» Written request
Pictures stay out. Extract the lines below from the first one through the line with "import React from", both included.

» Exercise material
━━━━━━━━━━━━━━━━━━━━━━━━━━━━━━

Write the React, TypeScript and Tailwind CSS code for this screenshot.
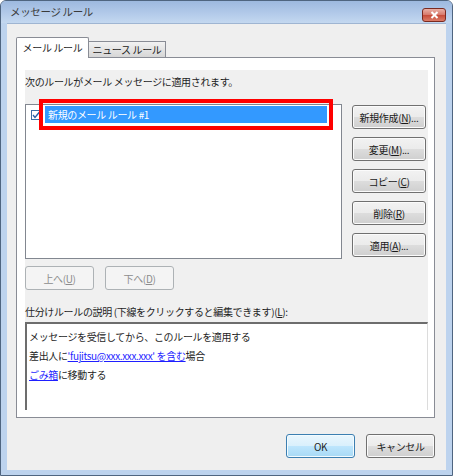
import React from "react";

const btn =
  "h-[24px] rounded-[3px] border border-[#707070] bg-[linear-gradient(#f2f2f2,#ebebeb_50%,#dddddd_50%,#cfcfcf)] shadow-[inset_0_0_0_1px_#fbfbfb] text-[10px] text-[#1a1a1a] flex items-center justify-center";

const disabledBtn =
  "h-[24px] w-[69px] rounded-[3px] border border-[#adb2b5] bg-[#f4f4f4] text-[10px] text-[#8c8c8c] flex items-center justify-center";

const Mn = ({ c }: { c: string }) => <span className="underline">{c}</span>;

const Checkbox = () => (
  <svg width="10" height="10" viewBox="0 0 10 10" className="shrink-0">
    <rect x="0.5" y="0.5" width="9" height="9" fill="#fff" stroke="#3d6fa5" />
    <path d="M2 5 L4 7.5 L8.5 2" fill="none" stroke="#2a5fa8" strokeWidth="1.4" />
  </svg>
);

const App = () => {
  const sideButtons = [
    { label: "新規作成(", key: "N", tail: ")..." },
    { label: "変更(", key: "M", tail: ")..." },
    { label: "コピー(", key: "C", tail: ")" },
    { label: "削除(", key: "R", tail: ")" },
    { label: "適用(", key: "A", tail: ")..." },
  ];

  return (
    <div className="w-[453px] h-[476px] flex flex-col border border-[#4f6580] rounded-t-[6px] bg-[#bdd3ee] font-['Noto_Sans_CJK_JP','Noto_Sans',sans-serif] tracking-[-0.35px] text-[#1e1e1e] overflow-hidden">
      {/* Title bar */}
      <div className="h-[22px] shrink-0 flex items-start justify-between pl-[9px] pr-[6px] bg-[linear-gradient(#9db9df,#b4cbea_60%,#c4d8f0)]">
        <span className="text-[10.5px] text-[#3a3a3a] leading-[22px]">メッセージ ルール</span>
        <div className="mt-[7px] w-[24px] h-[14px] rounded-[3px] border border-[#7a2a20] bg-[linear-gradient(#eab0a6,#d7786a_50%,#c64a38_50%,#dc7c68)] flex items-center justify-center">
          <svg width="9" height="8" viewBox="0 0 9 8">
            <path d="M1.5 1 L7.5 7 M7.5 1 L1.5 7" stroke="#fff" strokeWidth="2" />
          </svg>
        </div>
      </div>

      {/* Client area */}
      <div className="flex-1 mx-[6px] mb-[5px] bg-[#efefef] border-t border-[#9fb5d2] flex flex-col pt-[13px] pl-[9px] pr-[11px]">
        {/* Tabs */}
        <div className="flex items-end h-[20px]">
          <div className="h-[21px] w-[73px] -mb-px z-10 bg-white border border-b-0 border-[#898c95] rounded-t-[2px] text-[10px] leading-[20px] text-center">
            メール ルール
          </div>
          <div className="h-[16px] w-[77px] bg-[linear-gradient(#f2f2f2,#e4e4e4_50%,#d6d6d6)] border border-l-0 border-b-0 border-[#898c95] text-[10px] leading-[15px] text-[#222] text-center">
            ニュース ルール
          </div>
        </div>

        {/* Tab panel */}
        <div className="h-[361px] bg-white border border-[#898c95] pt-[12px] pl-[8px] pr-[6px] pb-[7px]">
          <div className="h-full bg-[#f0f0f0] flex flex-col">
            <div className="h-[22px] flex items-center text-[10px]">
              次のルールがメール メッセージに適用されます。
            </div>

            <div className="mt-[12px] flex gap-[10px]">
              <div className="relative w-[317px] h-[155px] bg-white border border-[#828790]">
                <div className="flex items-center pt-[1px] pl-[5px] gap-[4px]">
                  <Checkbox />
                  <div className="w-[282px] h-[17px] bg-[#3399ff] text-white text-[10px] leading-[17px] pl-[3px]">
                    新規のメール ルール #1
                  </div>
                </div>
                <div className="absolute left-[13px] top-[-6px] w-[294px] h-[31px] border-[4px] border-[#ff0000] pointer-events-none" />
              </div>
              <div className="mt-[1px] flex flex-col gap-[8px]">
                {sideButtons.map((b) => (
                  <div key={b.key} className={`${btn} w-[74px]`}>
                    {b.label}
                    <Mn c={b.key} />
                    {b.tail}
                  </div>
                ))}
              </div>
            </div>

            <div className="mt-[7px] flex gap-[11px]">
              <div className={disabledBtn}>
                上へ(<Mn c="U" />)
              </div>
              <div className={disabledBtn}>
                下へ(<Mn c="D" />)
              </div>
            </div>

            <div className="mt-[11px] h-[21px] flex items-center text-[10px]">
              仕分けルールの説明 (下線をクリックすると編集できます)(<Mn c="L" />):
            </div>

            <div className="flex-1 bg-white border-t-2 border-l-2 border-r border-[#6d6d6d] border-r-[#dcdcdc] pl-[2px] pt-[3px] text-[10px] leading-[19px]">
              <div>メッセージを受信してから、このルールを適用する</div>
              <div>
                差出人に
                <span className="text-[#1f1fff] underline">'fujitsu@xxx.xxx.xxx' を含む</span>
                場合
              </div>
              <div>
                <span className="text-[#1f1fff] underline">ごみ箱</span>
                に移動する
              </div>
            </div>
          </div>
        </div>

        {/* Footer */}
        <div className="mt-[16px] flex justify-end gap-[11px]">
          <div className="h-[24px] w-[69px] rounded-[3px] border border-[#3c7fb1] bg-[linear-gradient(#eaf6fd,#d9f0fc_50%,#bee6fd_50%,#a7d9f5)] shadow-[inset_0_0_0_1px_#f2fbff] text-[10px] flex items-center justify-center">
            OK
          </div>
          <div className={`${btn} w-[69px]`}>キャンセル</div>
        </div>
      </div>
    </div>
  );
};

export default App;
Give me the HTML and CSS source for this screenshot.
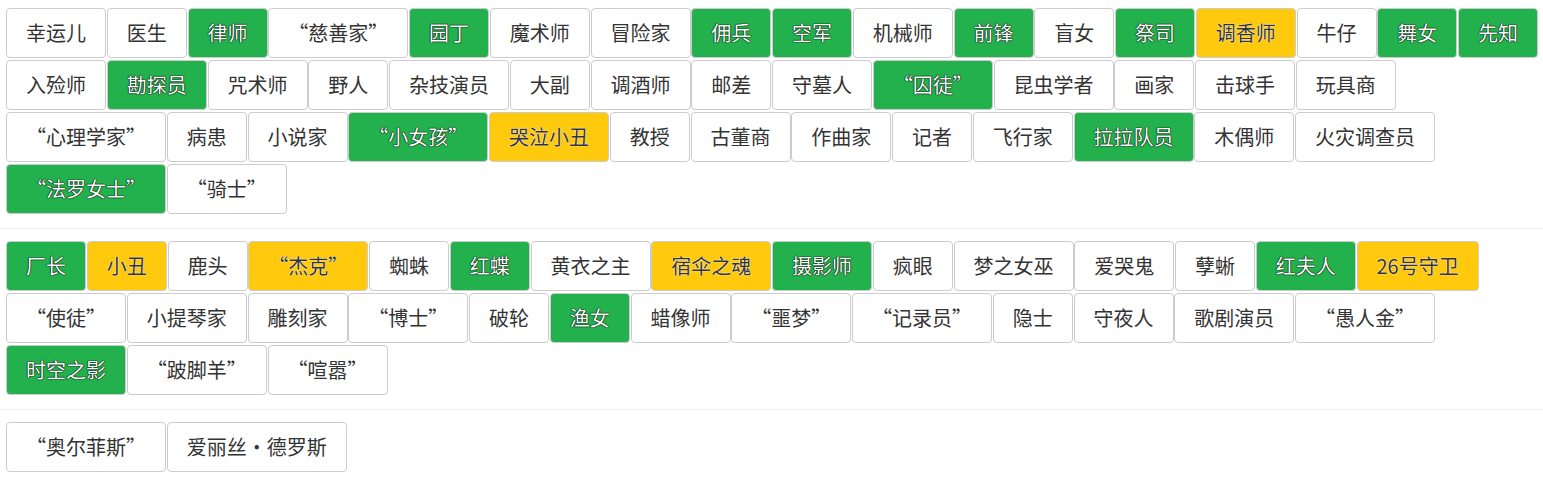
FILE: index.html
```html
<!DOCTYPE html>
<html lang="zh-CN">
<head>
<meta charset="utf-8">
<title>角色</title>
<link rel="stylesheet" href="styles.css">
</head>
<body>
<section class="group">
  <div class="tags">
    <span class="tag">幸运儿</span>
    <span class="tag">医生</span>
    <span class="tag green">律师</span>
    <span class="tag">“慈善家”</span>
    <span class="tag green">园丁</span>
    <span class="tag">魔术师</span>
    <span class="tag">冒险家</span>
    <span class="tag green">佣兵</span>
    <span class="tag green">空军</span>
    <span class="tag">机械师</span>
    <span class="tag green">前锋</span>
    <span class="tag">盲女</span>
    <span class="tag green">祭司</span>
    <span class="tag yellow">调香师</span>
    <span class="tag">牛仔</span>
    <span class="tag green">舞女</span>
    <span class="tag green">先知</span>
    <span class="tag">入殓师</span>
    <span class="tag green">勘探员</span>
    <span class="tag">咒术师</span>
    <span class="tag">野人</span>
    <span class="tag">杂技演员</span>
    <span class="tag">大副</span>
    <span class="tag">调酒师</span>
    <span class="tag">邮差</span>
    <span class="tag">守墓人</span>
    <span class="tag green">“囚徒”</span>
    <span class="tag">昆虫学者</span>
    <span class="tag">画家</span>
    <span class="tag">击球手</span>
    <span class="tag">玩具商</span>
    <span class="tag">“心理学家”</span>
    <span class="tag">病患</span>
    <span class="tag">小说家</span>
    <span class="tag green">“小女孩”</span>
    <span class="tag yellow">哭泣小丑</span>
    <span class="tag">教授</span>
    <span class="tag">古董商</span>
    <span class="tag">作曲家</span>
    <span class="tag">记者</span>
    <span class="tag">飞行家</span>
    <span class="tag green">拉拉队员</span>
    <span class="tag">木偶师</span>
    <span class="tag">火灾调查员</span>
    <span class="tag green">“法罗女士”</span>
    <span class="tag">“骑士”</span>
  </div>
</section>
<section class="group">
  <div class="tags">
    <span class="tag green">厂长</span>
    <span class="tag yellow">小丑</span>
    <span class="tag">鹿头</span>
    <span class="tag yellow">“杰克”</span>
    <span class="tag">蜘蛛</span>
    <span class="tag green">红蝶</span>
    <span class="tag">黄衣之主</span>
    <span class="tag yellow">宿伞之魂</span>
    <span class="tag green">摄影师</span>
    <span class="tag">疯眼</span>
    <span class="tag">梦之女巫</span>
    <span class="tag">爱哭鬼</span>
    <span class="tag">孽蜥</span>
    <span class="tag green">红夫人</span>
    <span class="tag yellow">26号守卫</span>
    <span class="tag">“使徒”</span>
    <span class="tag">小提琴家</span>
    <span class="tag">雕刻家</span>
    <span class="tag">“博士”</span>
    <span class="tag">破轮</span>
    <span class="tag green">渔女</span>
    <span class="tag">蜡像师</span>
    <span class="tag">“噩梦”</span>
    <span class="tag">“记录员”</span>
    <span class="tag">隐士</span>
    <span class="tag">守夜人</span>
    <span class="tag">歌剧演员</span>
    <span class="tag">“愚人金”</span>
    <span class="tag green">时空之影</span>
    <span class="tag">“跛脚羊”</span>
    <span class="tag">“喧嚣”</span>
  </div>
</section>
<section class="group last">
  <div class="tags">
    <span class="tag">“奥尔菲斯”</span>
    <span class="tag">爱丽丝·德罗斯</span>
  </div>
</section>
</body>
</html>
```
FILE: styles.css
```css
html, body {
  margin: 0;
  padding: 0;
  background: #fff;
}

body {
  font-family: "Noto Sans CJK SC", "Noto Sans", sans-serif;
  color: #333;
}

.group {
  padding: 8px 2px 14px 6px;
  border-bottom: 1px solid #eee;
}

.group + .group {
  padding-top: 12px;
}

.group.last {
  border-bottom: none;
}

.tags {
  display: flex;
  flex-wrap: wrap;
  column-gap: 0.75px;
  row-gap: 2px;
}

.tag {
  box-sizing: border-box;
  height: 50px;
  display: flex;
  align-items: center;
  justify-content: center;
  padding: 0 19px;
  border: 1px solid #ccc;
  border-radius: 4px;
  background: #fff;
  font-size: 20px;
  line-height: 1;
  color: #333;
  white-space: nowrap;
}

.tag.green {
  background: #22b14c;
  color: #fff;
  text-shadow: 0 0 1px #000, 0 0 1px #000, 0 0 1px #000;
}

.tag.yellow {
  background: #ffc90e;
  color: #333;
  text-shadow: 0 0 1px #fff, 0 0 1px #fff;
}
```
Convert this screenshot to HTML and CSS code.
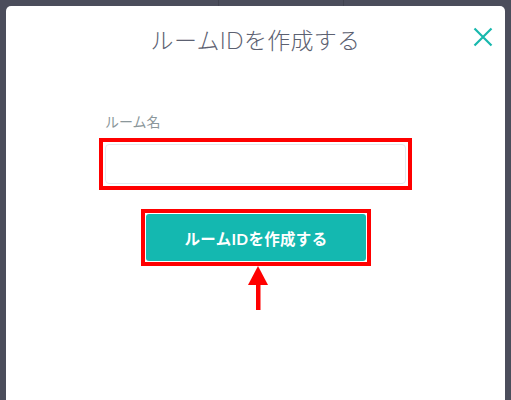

━━━━━━━━━━━━━━━━━━━━━━━━━━━━━━

» Response
Write the React, TypeScript and Tailwind CSS code for this screenshot.
import React from "react";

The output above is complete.